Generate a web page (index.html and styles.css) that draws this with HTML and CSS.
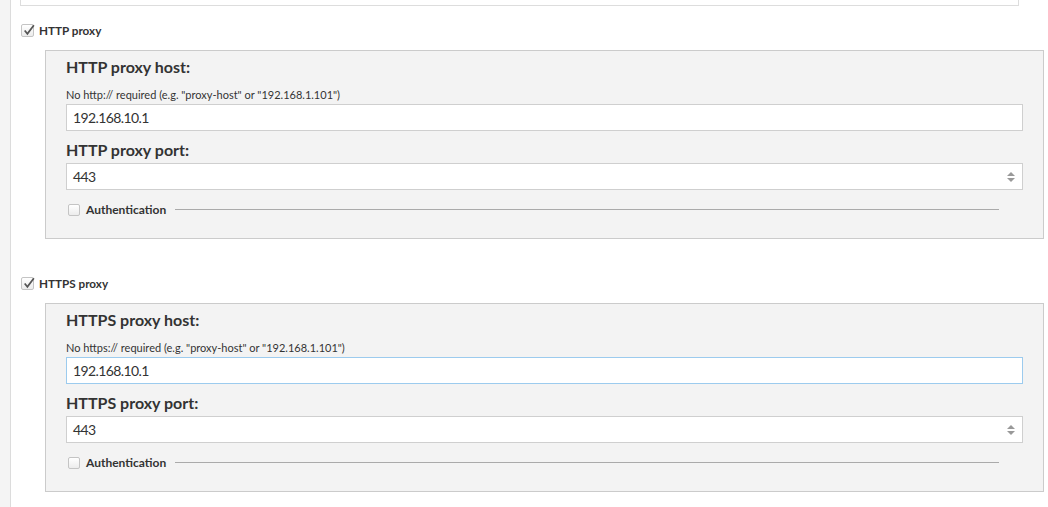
FILE: index.html
```html
<!DOCTYPE html>
<html lang="en">
<head>
  <meta charset="UTF-8">
  <title>Proxy settings</title>
  <link rel="stylesheet" href="styles.css">
</head>
<body>
  <div class="page">
    <div class="prev-box"></div>

    <!-- HTTP -->
    <label class="toggle">
      <span class="check checked"><svg viewBox="0 0 13 13"><path d="M2.5 7 L5 10 L11 2" /></svg></span>
      HTTP proxy
    </label>
    <div class="group">
      <div class="field-title">HTTP proxy host:</div>
      <div class="hint">No http:// required (e.g. "proxy-host" or "192.168.1.101")</div>
      <div class="input">192.168.10.1</div>
      <div class="field-title">HTTP proxy port:</div>
      <div class="input number">443
        <svg class="spin" viewBox="0 0 10 12"><path d="M5 1 L9 5 L1 5 Z" /><path d="M1 7 L9 7 L5 11 Z" /></svg>
      </div>
      <div class="auth">
        <span class="check small"></span>
        <span class="auth-text">Authentication</span>
        <span class="rule"></span>
      </div>
    </div>

    <!-- HTTPS -->
    <label class="toggle">
      <span class="check checked"><svg viewBox="0 0 13 13"><path d="M2.5 7 L5 10 L11 2" /></svg></span>
      HTTPS proxy
    </label>
    <div class="group">
      <div class="field-title">HTTPS proxy host:</div>
      <div class="hint">No https:// required (e.g. "proxy-host" or "192.168.1.101")</div>
      <div class="input focus">192.168.10.1</div>
      <div class="field-title">HTTPS proxy port:</div>
      <div class="input number">443
        <svg class="spin" viewBox="0 0 10 12"><path d="M5 1 L9 5 L1 5 Z" /><path d="M1 7 L9 7 L5 11 Z" /></svg>
      </div>
      <div class="auth">
        <span class="check small"></span>
        <span class="auth-text">Authentication</span>
        <span class="rule"></span>
      </div>
    </div>
  </div>
</body>
</html>
```

FILE: styles.css
```css
body {
  margin: 0;
  background: #f4f4f4;
  font-family: Lato, "Open Sans", Arial, sans-serif;
  color: #333;
}
.page {
  margin-left: 10px;
  border-left: 1px solid #dcdcdc;
  background: #fff;
  height: 507px;
  overflow: hidden;
}
.prev-box {
  margin-left: 9px;
  width: 997px;
  height: 5px;
  border: 1px solid #ddd;
  border-top: none;
}
.toggle {
  display: flex;
  align-items: center;
  margin: 17px 0 0 10px;
  font-size: 11.7px;
  font-weight: bold;
  height: 14px;
}
.check {
  display: inline-block;
  box-sizing: border-box;
  width: 13px;
  height: 13px;
  border: 1px solid #c4c4c4;
  border-radius: 2px;
  background: linear-gradient(#fff, #ececec);
  margin-right: 5px;
  position: relative;
}
.check svg {
  position: absolute;
  left: 0;
  top: -2px;
  width: 14px;
  height: 14px;
  fill: none;
  stroke: #555;
  stroke-width: 1.6;
}
.group {
  margin: 13px 0 0 34px;
  width: 957px;
  padding: 6px 20px 21px 20px;
  background: #f3f3f3;
  border: 1px solid #cbcbcb;
}
.group + .toggle {
  margin-top: 37px;
}
.field-title {
  font-size: 16px;
  font-weight: bold;
  line-height: 20px;
  color: #333;
}
.hint {
  font-size: 11px;
  line-height: 14px;
  margin: 11px 0 2px;
  color: #333;
}
.input {
  box-sizing: border-box;
  height: 27px;
  border: 1px solid #cfcfcf;
  background: #fff;
  font-size: 14px;
  letter-spacing: -0.6px;
  line-height: 25px;
  padding-left: 6px;
  margin-bottom: 9px;
  position: relative;
}
.input.number {
  margin-bottom: 7px;
}
.input.focus {
  border-color: #9ccbee;
}
.field-title + .input {
  margin-top: 3px;
}
.spin {
  position: absolute;
  right: 6px;
  top: 7px;
  width: 10px;
  height: 12px;
  fill: #999;
}
.auth {
  display: flex;
  align-items: center;
  margin: 12px 24px 0 2px;
  font-size: 12px;
  font-weight: bold;
}
.check.small {
  width: 12px;
  height: 12px;
  margin-right: 6px;
}
.rule {
  flex: 1;
  height: 1px;
  background: #aaa;
  margin-left: 9px;
}
```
################
> [Work required]: Which lines of the material contain the string "page"? List each of them.

> [Exercise response]:
Generate a web page (index.html and styles.css) that draws this with HTML and CSS.
  <div class="page">
.page {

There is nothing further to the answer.